Wherever a line in the data below holds "components", copy that line.

» **EXTRACTED INFORMATION**:

** BEGIN **

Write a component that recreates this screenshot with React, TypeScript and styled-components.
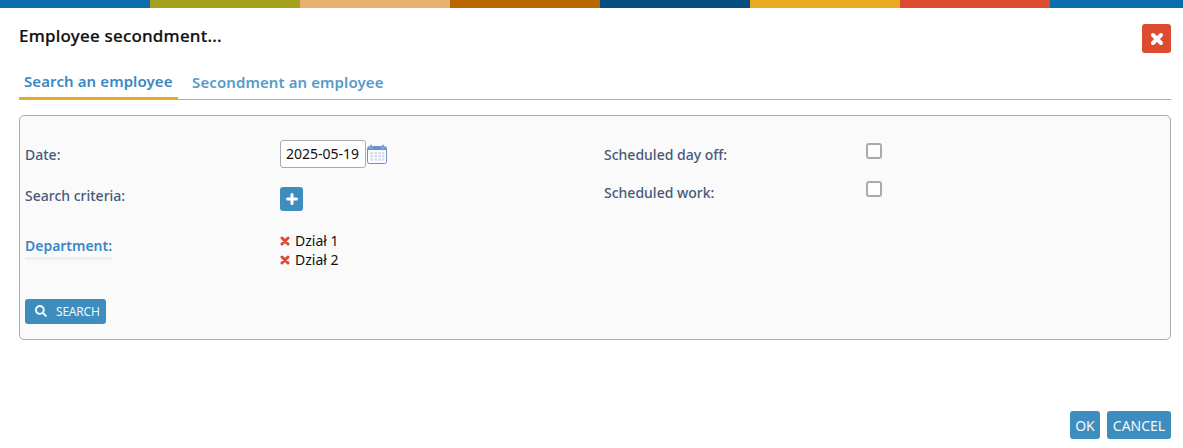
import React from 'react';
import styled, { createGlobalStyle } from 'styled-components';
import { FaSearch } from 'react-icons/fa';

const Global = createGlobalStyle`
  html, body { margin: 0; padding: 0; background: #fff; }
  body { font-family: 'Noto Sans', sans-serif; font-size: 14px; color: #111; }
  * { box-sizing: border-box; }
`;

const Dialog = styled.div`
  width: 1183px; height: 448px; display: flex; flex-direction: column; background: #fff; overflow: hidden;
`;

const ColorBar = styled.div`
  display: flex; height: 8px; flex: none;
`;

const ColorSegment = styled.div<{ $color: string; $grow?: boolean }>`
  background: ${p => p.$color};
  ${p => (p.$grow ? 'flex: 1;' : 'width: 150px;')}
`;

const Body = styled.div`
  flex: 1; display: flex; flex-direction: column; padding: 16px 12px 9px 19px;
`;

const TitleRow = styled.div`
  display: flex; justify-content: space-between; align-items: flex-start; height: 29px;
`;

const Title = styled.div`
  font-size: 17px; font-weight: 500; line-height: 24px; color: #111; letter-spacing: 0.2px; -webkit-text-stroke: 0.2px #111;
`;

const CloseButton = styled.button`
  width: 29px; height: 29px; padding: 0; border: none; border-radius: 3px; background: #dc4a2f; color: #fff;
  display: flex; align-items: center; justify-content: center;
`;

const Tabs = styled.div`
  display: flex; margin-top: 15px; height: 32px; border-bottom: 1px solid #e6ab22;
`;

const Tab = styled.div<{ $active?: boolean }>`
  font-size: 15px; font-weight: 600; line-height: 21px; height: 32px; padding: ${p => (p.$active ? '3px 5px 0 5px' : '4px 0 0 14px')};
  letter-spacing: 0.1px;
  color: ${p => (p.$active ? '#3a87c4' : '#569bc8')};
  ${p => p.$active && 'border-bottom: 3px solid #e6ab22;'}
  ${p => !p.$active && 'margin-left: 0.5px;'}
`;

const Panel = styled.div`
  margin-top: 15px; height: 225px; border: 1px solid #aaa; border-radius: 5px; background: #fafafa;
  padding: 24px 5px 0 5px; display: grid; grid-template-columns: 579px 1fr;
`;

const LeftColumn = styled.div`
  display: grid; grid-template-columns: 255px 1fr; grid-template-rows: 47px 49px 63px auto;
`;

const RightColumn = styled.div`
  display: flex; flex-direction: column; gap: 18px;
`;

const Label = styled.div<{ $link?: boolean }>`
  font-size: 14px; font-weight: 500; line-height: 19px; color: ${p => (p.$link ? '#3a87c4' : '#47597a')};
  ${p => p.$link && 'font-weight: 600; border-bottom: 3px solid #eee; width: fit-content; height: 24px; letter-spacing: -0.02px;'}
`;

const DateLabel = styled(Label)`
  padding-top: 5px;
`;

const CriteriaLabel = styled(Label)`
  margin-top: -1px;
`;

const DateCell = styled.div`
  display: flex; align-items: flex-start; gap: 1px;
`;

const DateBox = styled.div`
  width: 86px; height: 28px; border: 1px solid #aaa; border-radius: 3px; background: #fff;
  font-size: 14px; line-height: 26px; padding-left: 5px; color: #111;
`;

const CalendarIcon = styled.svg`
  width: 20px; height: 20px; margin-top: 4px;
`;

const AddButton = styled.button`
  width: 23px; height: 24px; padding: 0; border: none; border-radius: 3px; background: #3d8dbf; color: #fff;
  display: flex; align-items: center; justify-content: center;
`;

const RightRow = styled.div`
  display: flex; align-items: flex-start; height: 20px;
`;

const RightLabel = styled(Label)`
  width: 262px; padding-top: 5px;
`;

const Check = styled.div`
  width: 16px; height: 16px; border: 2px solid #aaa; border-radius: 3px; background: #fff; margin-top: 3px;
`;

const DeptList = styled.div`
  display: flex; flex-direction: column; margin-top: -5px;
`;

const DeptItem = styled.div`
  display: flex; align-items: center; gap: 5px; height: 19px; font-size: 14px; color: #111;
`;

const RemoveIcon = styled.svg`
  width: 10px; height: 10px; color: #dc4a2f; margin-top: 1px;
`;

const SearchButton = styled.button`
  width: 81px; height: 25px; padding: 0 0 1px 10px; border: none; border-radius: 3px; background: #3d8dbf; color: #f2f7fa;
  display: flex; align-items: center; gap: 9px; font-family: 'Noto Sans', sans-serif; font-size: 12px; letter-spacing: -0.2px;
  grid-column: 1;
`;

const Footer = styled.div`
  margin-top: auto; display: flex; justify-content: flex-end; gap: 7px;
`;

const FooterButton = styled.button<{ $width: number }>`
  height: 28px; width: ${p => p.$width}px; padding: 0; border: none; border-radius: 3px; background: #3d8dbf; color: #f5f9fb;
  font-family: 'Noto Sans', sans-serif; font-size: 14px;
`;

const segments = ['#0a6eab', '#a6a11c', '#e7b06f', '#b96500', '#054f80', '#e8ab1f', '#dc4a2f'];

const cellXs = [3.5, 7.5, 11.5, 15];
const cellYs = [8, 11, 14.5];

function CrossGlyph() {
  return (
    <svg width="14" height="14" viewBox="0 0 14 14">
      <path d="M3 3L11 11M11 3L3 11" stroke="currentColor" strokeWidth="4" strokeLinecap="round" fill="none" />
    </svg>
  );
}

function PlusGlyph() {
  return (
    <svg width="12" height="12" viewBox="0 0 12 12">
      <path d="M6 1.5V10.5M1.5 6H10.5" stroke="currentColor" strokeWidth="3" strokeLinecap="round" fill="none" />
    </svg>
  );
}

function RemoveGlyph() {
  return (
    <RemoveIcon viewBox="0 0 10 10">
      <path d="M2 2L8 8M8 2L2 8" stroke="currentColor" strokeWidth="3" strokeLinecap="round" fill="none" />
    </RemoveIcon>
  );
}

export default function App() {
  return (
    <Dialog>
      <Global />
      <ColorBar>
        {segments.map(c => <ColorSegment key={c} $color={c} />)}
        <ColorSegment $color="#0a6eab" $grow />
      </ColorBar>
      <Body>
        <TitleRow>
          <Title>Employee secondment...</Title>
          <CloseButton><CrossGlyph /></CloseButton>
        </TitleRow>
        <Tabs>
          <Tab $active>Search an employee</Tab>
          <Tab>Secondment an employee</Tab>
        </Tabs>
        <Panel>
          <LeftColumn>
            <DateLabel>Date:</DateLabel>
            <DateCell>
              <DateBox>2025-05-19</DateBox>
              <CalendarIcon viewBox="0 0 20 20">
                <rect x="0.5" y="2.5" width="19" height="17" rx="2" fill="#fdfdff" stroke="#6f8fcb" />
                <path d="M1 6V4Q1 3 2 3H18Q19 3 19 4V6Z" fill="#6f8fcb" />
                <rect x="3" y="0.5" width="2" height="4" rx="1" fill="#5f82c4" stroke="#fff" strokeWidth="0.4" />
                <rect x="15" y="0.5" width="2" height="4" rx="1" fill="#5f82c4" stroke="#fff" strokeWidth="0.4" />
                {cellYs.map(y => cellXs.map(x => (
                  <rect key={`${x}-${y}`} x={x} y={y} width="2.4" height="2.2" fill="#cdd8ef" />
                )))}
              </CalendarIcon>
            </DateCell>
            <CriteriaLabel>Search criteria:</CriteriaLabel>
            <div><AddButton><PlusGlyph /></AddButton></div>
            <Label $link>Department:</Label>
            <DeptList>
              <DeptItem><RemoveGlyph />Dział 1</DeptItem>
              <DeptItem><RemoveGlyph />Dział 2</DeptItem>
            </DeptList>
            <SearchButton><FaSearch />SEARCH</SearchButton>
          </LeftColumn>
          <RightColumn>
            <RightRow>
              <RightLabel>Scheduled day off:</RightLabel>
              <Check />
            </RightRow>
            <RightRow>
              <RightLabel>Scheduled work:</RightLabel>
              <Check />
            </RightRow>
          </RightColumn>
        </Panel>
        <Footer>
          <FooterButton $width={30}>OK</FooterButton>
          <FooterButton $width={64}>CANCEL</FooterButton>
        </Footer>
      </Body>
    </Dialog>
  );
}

** END **
** BEGIN **

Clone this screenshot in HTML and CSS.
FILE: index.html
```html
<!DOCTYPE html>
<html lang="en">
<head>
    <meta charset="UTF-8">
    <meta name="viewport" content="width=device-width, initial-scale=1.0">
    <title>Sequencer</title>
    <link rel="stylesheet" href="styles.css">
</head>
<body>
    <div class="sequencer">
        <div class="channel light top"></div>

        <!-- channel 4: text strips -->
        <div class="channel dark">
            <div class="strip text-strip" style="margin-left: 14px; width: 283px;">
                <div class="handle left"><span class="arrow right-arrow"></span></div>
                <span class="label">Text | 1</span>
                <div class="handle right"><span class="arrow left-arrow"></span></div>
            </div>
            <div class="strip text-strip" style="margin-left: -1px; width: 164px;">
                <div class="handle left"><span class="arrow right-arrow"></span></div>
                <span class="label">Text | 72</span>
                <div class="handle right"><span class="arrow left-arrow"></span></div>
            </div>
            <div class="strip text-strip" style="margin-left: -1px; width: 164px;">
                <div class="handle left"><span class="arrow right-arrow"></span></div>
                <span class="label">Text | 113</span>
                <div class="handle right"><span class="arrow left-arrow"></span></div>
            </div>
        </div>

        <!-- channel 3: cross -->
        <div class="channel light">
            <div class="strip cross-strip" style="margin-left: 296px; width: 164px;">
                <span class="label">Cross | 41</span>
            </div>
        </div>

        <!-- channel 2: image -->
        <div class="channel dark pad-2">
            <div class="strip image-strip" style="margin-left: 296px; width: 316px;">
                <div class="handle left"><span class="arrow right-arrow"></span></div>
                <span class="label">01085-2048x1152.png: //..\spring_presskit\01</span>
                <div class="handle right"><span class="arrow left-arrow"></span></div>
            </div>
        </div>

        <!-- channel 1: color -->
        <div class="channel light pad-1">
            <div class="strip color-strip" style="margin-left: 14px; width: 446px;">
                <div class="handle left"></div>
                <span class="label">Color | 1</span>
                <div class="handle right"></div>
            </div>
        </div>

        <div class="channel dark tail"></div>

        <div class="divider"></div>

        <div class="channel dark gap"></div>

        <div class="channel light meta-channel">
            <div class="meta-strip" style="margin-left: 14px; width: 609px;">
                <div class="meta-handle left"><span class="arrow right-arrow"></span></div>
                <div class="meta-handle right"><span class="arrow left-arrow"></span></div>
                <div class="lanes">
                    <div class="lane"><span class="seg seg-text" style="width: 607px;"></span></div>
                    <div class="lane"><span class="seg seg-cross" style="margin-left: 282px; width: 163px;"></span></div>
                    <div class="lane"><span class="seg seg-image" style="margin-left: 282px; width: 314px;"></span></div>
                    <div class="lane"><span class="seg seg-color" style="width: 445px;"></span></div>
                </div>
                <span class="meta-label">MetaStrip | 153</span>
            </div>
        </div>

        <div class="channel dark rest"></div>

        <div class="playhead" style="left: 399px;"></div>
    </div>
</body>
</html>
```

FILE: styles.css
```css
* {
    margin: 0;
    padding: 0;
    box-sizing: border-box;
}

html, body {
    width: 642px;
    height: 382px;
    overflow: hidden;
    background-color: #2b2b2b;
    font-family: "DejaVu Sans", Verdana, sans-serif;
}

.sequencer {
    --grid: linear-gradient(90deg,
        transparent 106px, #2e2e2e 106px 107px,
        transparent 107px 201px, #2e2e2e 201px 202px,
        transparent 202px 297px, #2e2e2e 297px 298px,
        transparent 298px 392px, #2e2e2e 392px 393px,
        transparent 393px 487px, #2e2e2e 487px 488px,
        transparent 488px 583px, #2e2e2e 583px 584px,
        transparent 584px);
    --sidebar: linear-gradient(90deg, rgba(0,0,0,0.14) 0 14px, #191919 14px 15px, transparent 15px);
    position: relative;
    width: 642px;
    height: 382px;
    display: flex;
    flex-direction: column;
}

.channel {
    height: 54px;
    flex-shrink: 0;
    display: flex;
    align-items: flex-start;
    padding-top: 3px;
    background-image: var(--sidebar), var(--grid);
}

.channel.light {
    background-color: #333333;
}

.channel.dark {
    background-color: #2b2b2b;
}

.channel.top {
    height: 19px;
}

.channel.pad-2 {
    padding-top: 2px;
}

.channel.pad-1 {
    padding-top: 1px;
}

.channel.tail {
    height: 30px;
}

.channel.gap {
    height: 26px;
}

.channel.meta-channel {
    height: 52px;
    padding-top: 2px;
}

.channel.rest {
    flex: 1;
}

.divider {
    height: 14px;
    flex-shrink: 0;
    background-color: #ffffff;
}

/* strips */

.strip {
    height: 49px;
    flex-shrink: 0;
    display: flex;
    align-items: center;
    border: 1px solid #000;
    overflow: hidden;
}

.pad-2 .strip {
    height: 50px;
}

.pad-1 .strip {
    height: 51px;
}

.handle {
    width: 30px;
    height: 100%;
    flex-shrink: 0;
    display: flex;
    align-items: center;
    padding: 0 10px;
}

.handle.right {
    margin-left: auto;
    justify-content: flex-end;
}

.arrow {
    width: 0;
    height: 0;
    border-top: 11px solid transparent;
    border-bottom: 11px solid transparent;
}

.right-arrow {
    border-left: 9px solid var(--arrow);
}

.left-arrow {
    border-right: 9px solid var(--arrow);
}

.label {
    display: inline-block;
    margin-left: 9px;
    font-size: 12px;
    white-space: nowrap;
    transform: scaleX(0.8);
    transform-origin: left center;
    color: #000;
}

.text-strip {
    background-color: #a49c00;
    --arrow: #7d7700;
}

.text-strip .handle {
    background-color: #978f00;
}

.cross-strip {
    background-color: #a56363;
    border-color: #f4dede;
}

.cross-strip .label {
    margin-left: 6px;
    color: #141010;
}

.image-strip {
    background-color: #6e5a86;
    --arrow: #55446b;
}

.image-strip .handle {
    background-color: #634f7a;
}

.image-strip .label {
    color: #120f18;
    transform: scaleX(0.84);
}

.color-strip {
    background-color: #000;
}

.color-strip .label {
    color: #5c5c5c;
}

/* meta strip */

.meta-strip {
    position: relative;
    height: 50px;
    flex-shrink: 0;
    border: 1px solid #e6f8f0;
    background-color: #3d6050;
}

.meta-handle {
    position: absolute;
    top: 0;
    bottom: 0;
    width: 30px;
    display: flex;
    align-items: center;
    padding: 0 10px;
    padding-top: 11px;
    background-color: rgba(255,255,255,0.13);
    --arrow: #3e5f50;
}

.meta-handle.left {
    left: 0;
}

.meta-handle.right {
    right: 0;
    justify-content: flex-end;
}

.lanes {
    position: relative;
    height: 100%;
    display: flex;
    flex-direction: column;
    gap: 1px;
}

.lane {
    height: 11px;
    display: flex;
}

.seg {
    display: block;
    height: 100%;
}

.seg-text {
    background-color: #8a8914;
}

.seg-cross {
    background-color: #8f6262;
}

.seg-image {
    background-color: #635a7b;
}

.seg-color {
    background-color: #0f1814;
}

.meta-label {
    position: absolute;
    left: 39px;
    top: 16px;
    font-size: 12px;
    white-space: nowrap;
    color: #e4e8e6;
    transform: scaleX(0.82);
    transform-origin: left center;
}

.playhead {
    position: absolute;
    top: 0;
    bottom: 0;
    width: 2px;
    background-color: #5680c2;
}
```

** END **
** BEGIN **

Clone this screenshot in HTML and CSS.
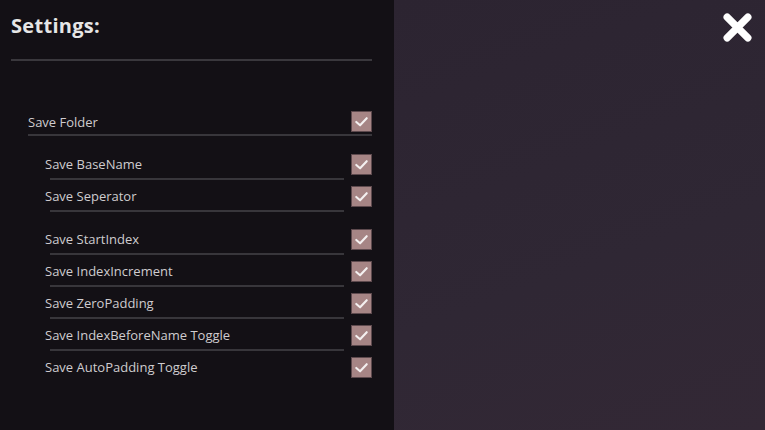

** END **

» **ANSWER IN FULL**:
Write a component that recreates this screenshot with React, TypeScript and styled-components.
import styled, { createGlobalStyle } from 'styled-components';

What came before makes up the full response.